_GIVEN INSTRUCTION:_
Every entry must be repeated exactly. Exclude all pictures.

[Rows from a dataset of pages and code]
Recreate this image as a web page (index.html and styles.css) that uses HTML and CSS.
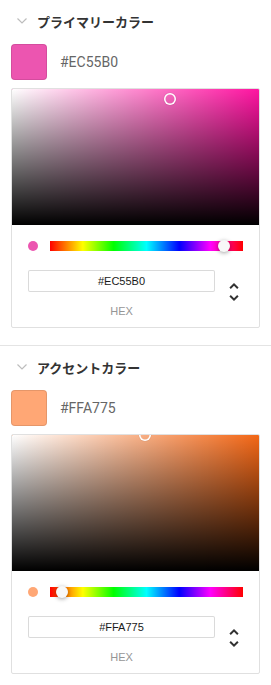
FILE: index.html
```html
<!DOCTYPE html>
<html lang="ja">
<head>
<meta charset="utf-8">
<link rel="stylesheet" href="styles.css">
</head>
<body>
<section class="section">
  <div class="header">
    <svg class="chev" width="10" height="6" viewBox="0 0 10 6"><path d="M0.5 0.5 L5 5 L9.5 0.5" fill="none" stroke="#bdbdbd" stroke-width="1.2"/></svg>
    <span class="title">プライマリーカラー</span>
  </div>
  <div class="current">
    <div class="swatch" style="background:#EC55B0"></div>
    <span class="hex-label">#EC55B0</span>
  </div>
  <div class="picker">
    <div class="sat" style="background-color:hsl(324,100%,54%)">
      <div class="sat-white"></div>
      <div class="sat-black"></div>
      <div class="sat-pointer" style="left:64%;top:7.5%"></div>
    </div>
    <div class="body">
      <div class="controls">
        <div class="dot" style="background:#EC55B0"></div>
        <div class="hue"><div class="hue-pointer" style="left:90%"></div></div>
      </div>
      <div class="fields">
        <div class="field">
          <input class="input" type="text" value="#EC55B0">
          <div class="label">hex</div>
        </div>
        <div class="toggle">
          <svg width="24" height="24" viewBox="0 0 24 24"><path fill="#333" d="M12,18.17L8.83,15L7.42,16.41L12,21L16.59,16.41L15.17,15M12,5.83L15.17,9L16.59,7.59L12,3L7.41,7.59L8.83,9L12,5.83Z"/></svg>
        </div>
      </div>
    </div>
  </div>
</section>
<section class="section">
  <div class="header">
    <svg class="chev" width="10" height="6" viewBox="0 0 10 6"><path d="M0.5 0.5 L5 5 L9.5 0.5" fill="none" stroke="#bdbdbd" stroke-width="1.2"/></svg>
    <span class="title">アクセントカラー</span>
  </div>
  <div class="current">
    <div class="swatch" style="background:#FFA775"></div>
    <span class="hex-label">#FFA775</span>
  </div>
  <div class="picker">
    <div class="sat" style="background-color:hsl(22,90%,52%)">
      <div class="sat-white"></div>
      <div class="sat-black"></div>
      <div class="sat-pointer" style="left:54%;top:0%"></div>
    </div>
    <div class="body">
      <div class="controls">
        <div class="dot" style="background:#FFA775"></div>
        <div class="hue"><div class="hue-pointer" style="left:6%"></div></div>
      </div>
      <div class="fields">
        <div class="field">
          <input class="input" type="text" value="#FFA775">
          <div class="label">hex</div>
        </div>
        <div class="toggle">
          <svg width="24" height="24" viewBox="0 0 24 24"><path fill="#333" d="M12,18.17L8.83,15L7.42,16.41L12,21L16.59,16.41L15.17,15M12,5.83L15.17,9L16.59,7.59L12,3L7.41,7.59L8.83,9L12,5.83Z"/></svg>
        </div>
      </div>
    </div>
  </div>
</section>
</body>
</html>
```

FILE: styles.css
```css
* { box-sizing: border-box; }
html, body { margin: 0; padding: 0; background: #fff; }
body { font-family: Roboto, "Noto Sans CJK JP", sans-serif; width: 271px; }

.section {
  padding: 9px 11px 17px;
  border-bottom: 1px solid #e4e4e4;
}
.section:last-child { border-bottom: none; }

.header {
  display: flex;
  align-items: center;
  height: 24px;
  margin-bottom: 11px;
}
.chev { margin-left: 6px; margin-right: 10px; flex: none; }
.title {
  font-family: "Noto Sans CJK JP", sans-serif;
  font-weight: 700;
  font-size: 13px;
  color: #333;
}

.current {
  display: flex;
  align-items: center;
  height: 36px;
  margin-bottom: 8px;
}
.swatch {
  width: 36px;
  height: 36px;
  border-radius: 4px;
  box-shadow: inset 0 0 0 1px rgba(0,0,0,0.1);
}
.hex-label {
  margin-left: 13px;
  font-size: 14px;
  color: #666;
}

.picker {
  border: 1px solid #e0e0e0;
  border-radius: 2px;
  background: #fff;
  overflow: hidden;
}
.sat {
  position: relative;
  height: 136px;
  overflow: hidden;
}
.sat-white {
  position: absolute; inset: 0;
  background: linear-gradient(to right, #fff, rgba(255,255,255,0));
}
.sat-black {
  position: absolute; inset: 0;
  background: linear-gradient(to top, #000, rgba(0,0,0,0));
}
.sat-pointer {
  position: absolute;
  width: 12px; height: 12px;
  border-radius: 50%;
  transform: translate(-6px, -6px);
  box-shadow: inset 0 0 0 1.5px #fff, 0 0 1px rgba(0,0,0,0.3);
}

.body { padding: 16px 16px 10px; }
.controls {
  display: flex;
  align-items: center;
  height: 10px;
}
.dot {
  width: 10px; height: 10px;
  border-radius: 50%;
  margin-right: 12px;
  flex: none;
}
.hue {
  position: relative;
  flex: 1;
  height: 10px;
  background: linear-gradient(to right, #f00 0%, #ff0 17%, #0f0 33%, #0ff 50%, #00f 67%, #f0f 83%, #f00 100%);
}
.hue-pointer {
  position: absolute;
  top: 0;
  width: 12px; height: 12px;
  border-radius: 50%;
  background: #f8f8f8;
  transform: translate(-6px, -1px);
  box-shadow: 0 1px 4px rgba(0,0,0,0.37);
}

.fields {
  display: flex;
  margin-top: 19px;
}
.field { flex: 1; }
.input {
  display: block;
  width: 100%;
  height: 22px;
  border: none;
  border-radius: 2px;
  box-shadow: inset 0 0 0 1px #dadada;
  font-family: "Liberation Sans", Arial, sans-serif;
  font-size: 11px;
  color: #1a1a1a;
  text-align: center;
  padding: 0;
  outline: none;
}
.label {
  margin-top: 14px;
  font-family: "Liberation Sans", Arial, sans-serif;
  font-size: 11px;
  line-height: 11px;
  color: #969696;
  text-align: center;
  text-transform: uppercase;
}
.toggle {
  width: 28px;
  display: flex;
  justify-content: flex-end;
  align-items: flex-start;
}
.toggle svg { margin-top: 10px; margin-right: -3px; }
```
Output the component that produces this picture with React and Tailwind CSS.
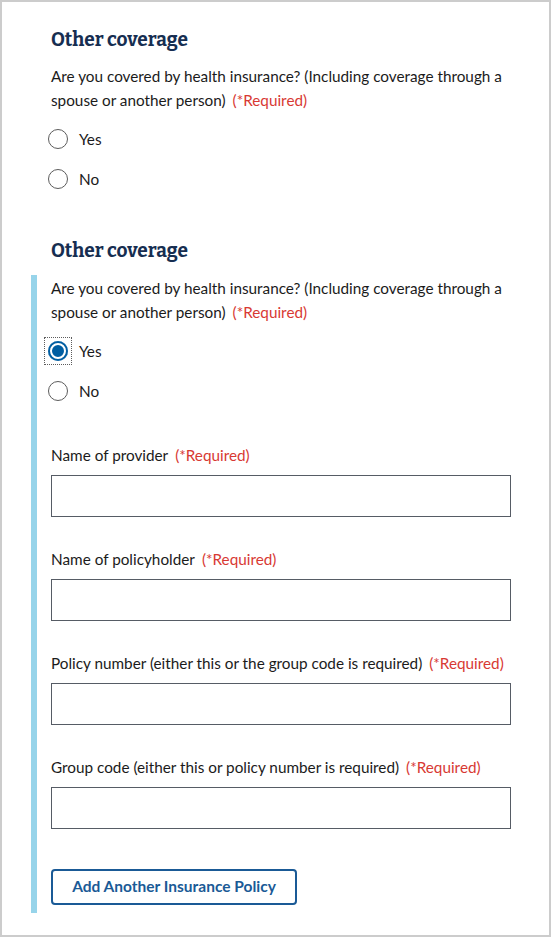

_ANSWER TO THIS EXERCISE:_
Recreate this image as a web page (index.html and styles.css) that uses HTML and CSS.
FILE: index.html
```html
<!DOCTYPE html>
<html lang="ja">
<head>
<meta charset="utf-8">
<link rel="stylesheet" href="styles.css">
</head>
<body>
<section class="section">
  <div class="header">
    <svg class="chev" width="10" height="6" viewBox="0 0 10 6"><path d="M0.5 0.5 L5 5 L9.5 0.5" fill="none" stroke="#bdbdbd" stroke-width="1.2"/></svg>
    <span class="title">プライマリーカラー</span>
  </div>
  <div class="current">
    <div class="swatch" style="background:#EC55B0"></div>
    <span class="hex-label">#EC55B0</span>
  </div>
  <div class="picker">
    <div class="sat" style="background-color:hsl(324,100%,54%)">
      <div class="sat-white"></div>
      <div class="sat-black"></div>
      <div class="sat-pointer" style="left:64%;top:7.5%"></div>
    </div>
    <div class="body">
      <div class="controls">
        <div class="dot" style="background:#EC55B0"></div>
        <div class="hue"><div class="hue-pointer" style="left:90%"></div></div>
      </div>
      <div class="fields">
        <div class="field">
          <input class="input" type="text" value="#EC55B0">
          <div class="label">hex</div>
        </div>
        <div class="toggle">
          <svg width="24" height="24" viewBox="0 0 24 24"><path fill="#333" d="M12,18.17L8.83,15L7.42,16.41L12,21L16.59,16.41L15.17,15M12,5.83L15.17,9L16.59,7.59L12,3L7.41,7.59L8.83,9L12,5.83Z"/></svg>
        </div>
      </div>
    </div>
  </div>
</section>
<section class="section">
  <div class="header">
    <svg class="chev" width="10" height="6" viewBox="0 0 10 6"><path d="M0.5 0.5 L5 5 L9.5 0.5" fill="none" stroke="#bdbdbd" stroke-width="1.2"/></svg>
    <span class="title">アクセントカラー</span>
  </div>
  <div class="current">
    <div class="swatch" style="background:#FFA775"></div>
    <span class="hex-label">#FFA775</span>
  </div>
  <div class="picker">
    <div class="sat" style="background-color:hsl(22,90%,52%)">
      <div class="sat-white"></div>
      <div class="sat-black"></div>
      <div class="sat-pointer" style="left:54%;top:0%"></div>
    </div>
    <div class="body">
      <div class="controls">
        <div class="dot" style="background:#FFA775"></div>
        <div class="hue"><div class="hue-pointer" style="left:6%"></div></div>
      </div>
      <div class="fields">
        <div class="field">
          <input class="input" type="text" value="#FFA775">
          <div class="label">hex</div>
        </div>
        <div class="toggle">
          <svg width="24" height="24" viewBox="0 0 24 24"><path fill="#333" d="M12,18.17L8.83,15L7.42,16.41L12,21L16.59,16.41L15.17,15M12,5.83L15.17,9L16.59,7.59L12,3L7.41,7.59L8.83,9L12,5.83Z"/></svg>
        </div>
      </div>
    </div>
  </div>
</section>
</body>
</html>
```

FILE: styles.css
```css
* { box-sizing: border-box; }
html, body { margin: 0; padding: 0; background: #fff; }
body { font-family: Roboto, "Noto Sans CJK JP", sans-serif; width: 271px; }

.section {
  padding: 9px 11px 17px;
  border-bottom: 1px solid #e4e4e4;
}
.section:last-child { border-bottom: none; }

.header {
  display: flex;
  align-items: center;
  height: 24px;
  margin-bottom: 11px;
}
.chev { margin-left: 6px; margin-right: 10px; flex: none; }
.title {
  font-family: "Noto Sans CJK JP", sans-serif;
  font-weight: 700;
  font-size: 13px;
  color: #333;
}

.current {
  display: flex;
  align-items: center;
  height: 36px;
  margin-bottom: 8px;
}
.swatch {
  width: 36px;
  height: 36px;
  border-radius: 4px;
  box-shadow: inset 0 0 0 1px rgba(0,0,0,0.1);
}
.hex-label {
  margin-left: 13px;
  font-size: 14px;
  color: #666;
}

.picker {
  border: 1px solid #e0e0e0;
  border-radius: 2px;
  background: #fff;
  overflow: hidden;
}
.sat {
  position: relative;
  height: 136px;
  overflow: hidden;
}
.sat-white {
  position: absolute; inset: 0;
  background: linear-gradient(to right, #fff, rgba(255,255,255,0));
}
.sat-black {
  position: absolute; inset: 0;
  background: linear-gradient(to top, #000, rgba(0,0,0,0));
}
.sat-pointer {
  position: absolute;
  width: 12px; height: 12px;
  border-radius: 50%;
  transform: translate(-6px, -6px);
  box-shadow: inset 0 0 0 1.5px #fff, 0 0 1px rgba(0,0,0,0.3);
}

.body { padding: 16px 16px 10px; }
.controls {
  display: flex;
  align-items: center;
  height: 10px;
}
.dot {
  width: 10px; height: 10px;
  border-radius: 50%;
  margin-right: 12px;
  flex: none;
}
.hue {
  position: relative;
  flex: 1;
  height: 10px;
  background: linear-gradient(to right, #f00 0%, #ff0 17%, #0f0 33%, #0ff 50%, #00f 67%, #f0f 83%, #f00 100%);
}
.hue-pointer {
  position: absolute;
  top: 0;
  width: 12px; height: 12px;
  border-radius: 50%;
  background: #f8f8f8;
  transform: translate(-6px, -1px);
  box-shadow: 0 1px 4px rgba(0,0,0,0.37);
}

.fields {
  display: flex;
  margin-top: 19px;
}
.field { flex: 1; }
.input {
  display: block;
  width: 100%;
  height: 22px;
  border: none;
  border-radius: 2px;
  box-shadow: inset 0 0 0 1px #dadada;
  font-family: "Liberation Sans", Arial, sans-serif;
  font-size: 11px;
  color: #1a1a1a;
  text-align: center;
  padding: 0;
  outline: none;
}
.label {
  margin-top: 14px;
  font-family: "Liberation Sans", Arial, sans-serif;
  font-size: 11px;
  line-height: 11px;
  color: #969696;
  text-align: center;
  text-transform: uppercase;
}
.toggle {
  width: 28px;
  display: flex;
  justify-content: flex-end;
  align-items: flex-start;
}
.toggle svg { margin-top: 10px; margin-right: -3px; }
```
Output the component that produces this picture with React and Tailwind CSS.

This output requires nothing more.